During the short phase of the rolling upgrade we have the following situation, where e.g. instance 1 is already upgraded and thus consumes the new DB schema and migrated data whereas instance n is still on the previous version and thus is using the old schema with the non migrated data.
Step 3: Cleanup
In this step we are going to cleanup the leftover from the previous steps. After completing step 2 we do not need column Street of table Address anymore and thus should remove it. Technically we could just leave it there but it is always a good idea to clean up code and/or database schema and data. Obsolete code, tables, columns, views, etc. add to the technical depth of an application.

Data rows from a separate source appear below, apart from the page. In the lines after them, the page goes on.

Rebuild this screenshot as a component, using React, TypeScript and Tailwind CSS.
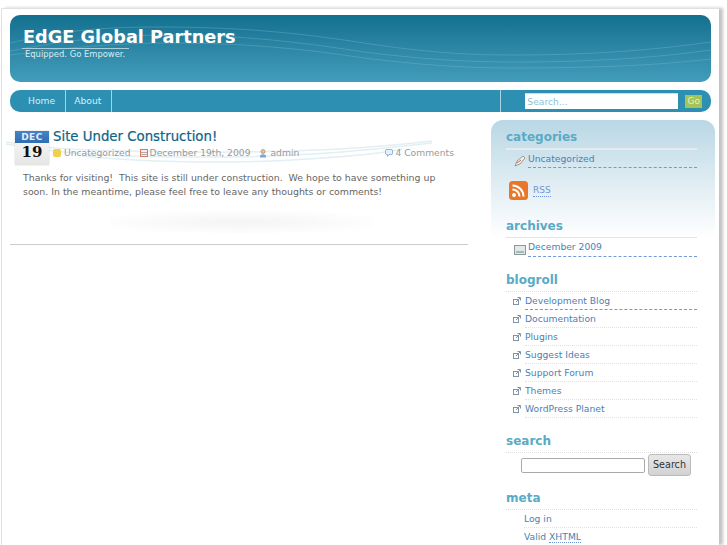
import { ReactNode } from 'react'

const blogroll = ['Development Blog', 'Documentation', 'Plugins', 'Suggest Ideas', 'Support Forum', 'Themes', 'WordPress Planet']

function HeaderWaves() {
    return (
        <svg className="absolute inset-0 w-full h-full" viewBox="0 0 701 67" preserveAspectRatio="none" fill="none" stroke="#8cc6d8" strokeOpacity="0.3">
            <path d="M0 28 C60 14 100 12 150 12 C230 12 290 18 354 28 C420 38 460 40 504 40 C590 40 650 34 701 27" />
            <path d="M0 36 C60 24 110 20 160 20 C230 20 290 27 354 37 C420 45 460 47 504 47 C590 47 650 42 701 35" />
            <path d="M0 40 C60 32 110 28 160 28 C230 28 290 33 354 43 C420 51 460 53 504 53 C590 53 650 50 701 44" />
        </svg>
    )
}

function PostWaves() {
    return (
        <svg className="absolute left-0 top-[131px] w-[432px] h-[30px] z-0" viewBox="0 0 432 30" fill="none" stroke="#e2eff3" strokeWidth="1.5">
            <path d="M4 2 C40 8 70 10 130 11 C220 14 340 12 430 1" />
            <path d="M4 4 C60 14 110 17 190 17 C280 18 350 12 430 3" />
            <path d="M80 16 C140 22 220 24 290 20 C340 17 380 14 400 9" />
        </svg>
    )
}

function Heading({ children }: { children: ReactNode }) {
    return <h3 className="text-[12px] leading-[16px] font-bold text-[#5aaac6] pb-[3px]">{children}</h3>
}

function LinkIcon() {
    return (
        <svg className="w-[8px] h-[8px] shrink-0" viewBox="0 0 8 8" fill="none" stroke="#7f95a6" strokeWidth="1">
            <rect x="0.5" y="2.5" width="5" height="5" />
            <path d="M3 5 L7 1 M4.5 0.5 H7.5 V3.5" />
        </svg>
    )
}

export default function App() {
    return (
        <div className="h-[545px] w-[727px] overflow-hidden bg-white text-[9.2px] text-[#666] [font-family:'DejaVu_Sans',sans-serif]">
            <div className="relative mt-[8px] ml-px w-[718px] h-[537px] border-t border-l border-[#e3e0dd] bg-white pl-[8px] pt-[6px] shadow-[4px_0_3px_#c4c4c4]">
                {/* Header */}
                <div className="relative w-[701px] h-[67px] rounded-[10px] overflow-hidden bg-gradient-to-b from-[#12708f] to-[#429dbb]">
                    <HeaderWaves />
                    <div className="relative pl-[13px] pt-[11px]">
                        <h1 className="text-[17.7px] leading-[22px] font-bold text-white">EdGE Global Partners</h1>
                        <div className="w-[107px] -ml-px border-t border-[#a4d0de]" />
                        <p className="pl-[2px] text-[8.4px] leading-[10px] text-[#dcedf3]">Equipped. Go Empower.</p>
                    </div>
                </div>

                {/* Nav */}
                <div className="flex items-stretch w-[701px] h-[22px] mt-[8px] rounded-[10px] bg-[#2d90b3] text-[#d9edf4]">
                    <a className="pl-[18px] pr-[10px] leading-[22px] border-r border-[#a8d3e0]">Home</a>
                    <a className="pl-[8px] pr-[10px] leading-[22px] border-r border-[#a8d3e0]">About</a>
                    <div className="w-[389px] border-r border-[#a8d3e0]" />
                    <div className="flex items-center pl-[24px] gap-[7px]">
                        <div className="w-[153px] h-[16px] bg-white pl-[2px] leading-[15px] text-[#8cc2d6] border-t border-[#d8d8d8]">Search...</div>
                        <div className="w-[17px] h-[13px] bg-[#a3c456] text-center text-[9px] leading-[13px] text-[#e4f0c4]">Go</div>
                    </div>
                </div>

                {/* Main */}
                <div className="relative z-10 flex mt-[8px]">
                    <div className="w-[458px] shrink-0 pt-[11px]">
                        <div className="flex pl-[5px]">
                            <div className="w-[34px] h-[34px] bg-gradient-to-b from-[#fafafa] to-[#e6e6e4] shadow-[0_0_1px_#aaa]">
                                <div className="h-[12px] bg-gradient-to-b from-[#4684c8] to-[#2f6cb0] text-center text-[9px] leading-[12px] font-bold text-[#e6eef8] tracking-[0.5px]">DEC</div>
                                <div className="text-center text-[15px] leading-[18px] font-bold text-[#111] [font-family:'DejaVu_Serif',serif]">19</div>
                            </div>
                            <div className="pl-[4px]">
                                <h2 className="text-[13.3px] leading-[12px] text-[#0d6487] font-normal [-webkit-text-stroke:0.2px_#0d6487]">Site Under Construction!</h2>
                                <div className="flex items-center w-[401px] h-[14px] mt-[3px] text-[#999] whitespace-nowrap">
                                    <span className="w-[8px] h-[8px] rounded-[2px] bg-[#f2cf4a] mr-[3px]" />
                                    <span>Uncategorized</span>
                                    <svg className="w-[8px] h-[8px] ml-[9px] mr-[2px]" viewBox="0 0 8 8"><rect x="0.5" y="0.5" width="7" height="7" fill="#fbeee8" stroke="#d77a5f" /><path d="M1 3.5 H7 M1 5.5 H7" stroke="#b7a9a9" /></svg>
                                    <span>December 19th, 2009</span>
                                    <svg className="w-[8px] h-[9px] ml-[9px] mr-[3px]" viewBox="0 0 8 9"><circle cx="4" cy="2.5" r="2" fill="#e9c39c" stroke="#8f7a5f" strokeWidth="0.6" /><path d="M1 8.5 V6.5 Q4 4 7 6.5 V8.5 Z" fill="#7ba7d6" /></svg>
                                    <span>admin</span>
                                    <span className="flex-1" />
                                    <svg className="w-[8px] h-[8px] mr-[2px]" viewBox="0 0 8 8"><path d="M1 0.5 H7 L7.5 1 V5 L7 5.5 H4 L2.5 7.5 V5.5 H1 L0.5 5 V1 Z" fill="#e5f0fa" stroke="#7aa6d8" strokeWidth="0.8" /></svg>
                                    <span>4 Comments</span>
                                </div>
                            </div>
                        </div>
                        <p className="pl-[13px] pt-[6px] text-[9.4px] leading-[14px] text-[#666] whitespace-pre">
                            {'Thanks for visiting!  This site is still under construction.  We hope to have something up\nsoon. In the meantime, please feel free to leave any thoughts or comments!'}
                        </p>
                        <div className="ml-[100px] mt-[12px] h-[22px] w-[262px] bg-[radial-gradient(ellipse_at_center,#f4f4f4,#ffffff_85%)]" />
                        <div className="mt-[11px] border-t border-[#ccc]" />
                    </div>

                    {/* Sidebar */}
                    <div className="w-[224px] ml-[23px] shrink-0 rounded-t-[12px] bg-[linear-gradient(#b9d7e5,#e4eff4_70px,#ffffff_118px)] pl-[15px] pr-[18px] pt-[9px]">
                        <Heading>categories</Heading>
                        <div className="border-t-2 border-[#e6ecee]" />
                        <div className="pl-[8px] pt-[2px] flex items-start gap-[2px]">
                            <svg className="w-[12px] h-[12px] shrink-0 mt-[3px]" viewBox="0 0 12 12"><path d="M1 11 L3 6 L9 1 L11 3 L6 9 Z" fill="#f4efe6" stroke="#8a8474" strokeWidth="0.8" /><path d="M3 8 L7 5" stroke="#c66" /></svg>
                            <a className="flex-1 block leading-[14px] pb-[1px] text-[#4a7fb5] border-b border-dashed border-[#6f9bdc]">Uncategorized</a>
                        </div>
                        <div className="flex items-center mt-[13px] ml-[3px]">
                            <svg className="w-[19px] h-[19px]" viewBox="0 0 19 19">
                                <rect width="19" height="19" rx="3.5" fill="#e8772a" />
                                <circle cx="5" cy="14" r="2" fill="#fff" />
                                <path d="M3.5 8.5 A7 7 0 0 1 10.5 15.5 M3.5 4.5 A11 11 0 0 1 14.5 15.5" stroke="#fff" strokeWidth="2" fill="none" />
                            </svg>
                            <a className="ml-[5px] text-[9px] leading-[12px] text-[#6f94d8] border-b border-dotted border-[#6f94d8]">RSS</a>
                        </div>
                        <div className="mt-[18px]">
                            <Heading>archives</Heading>
                        </div>
                        <div className="border-t border-[#e3e3e3]" />
                        <div className="pl-[8px] pt-[2px] flex items-start gap-[2px]">
                            <svg className="w-[12px] h-[12px] shrink-0 mt-[4px]" viewBox="0 0 12 12"><rect x="0.5" y="1.5" width="11" height="9" fill="#dfe8ea" stroke="#8a9a9e" /><rect x="2" y="7" width="8" height="2" fill="#a9bba5" /></svg>
                            <a className="flex-1 block leading-[14px] pb-[2px] text-[#4a7fb5] border-b border-dashed border-[#6f9bdc]">December 2009</a>
                        </div>
                        <div className="mt-[15px]">
                            <Heading>blogroll</Heading>
                        </div>
                        <div className="border-t border-dotted border-[#ddd]" />
                        <ul className="pl-[7px]">
                            {blogroll.map((name, i) => (
                                <li key={name} className="flex items-center h-[18px] gap-[4px]">
                                    <LinkIcon />
                                    <a className={`flex-1 block leading-[17px] h-[18px] border-b text-[#4a7fb5] ${i === 0 ? 'border-dashed border-[#6f9bdc]' : 'border-dotted border-[#e2e2e2]'}`}>{name}</a>
                                </li>
                            ))}
                        </ul>
                        <div className="mt-[15px]">
                            <Heading>search</Heading>
                        </div>
                        <div className="border-t border-dotted border-[#ddd]" />
                        <div className="flex items-center pl-[15px] pt-[1px] gap-[3px]">
                            <div className="w-[124px] h-[15px] bg-white border border-[#aaa] rounded-[2px]" />
                            <button className="w-[43px] h-[22px] rounded-[3px] border border-[#bbb] bg-gradient-to-b from-[#e8e8e8] to-[#d2d2d2] text-[9.6px] text-[#333]">Search</button>
                        </div>
                        <div className="mt-[14px]">
                            <Heading>meta</Heading>
                        </div>
                        <div className="border-t border-dotted border-[#ddd]" />
                        <div className="pl-[18px] text-[#4a7fb5]">
                            <div className="h-[18px] leading-[18px] border-b border-dotted border-[#e2e2e2]">Log in</div>
                            <div className="h-[18px] leading-[18px]">Valid <span className="border-b border-dotted border-[#6f94d8]">XHTML</span></div>
                        </div>
                    </div>
                </div>
                <PostWaves />
            </div>
        </div>
    )
}
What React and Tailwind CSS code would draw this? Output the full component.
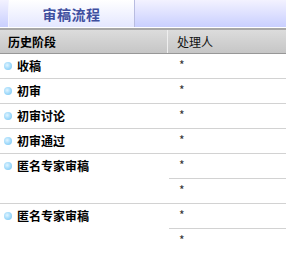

In this step we need to deploy a script that removes the obsolete column Street from the table. It could look similar to this, assuming we are using a PostgreSQL DB:
ALTER TABLE Address DROP COLUMN Street;
Please note that if the column is part of an index we also need to delete the index first.
Once again, assuming that we use Docker containers to ship and run our artifacts and that we deploy to Kubernetes (k8s), the third step can be illustrated as follows:
After we have run this migration script our database is clean and no technical depth is left.
In this post I have discussed in detail what zero-downtime deployments are and how this can be achieved by using the technique on non-destructive deployments. One variant of this latter technique is the so called blue-green deployment. These days this is a technique frequently used in fully automated CI/CD pipelines.
I have also shown how backwards incompatible database schema changes and data migrations can be structured to allow for zero-downtime deployments, by splitting up the process in three distinctive steps where first a backwards compatible schema and data change is deployed, then the code changes are rolled out and finally the database schema and the data are cleaned up by removing obsolete artifacts.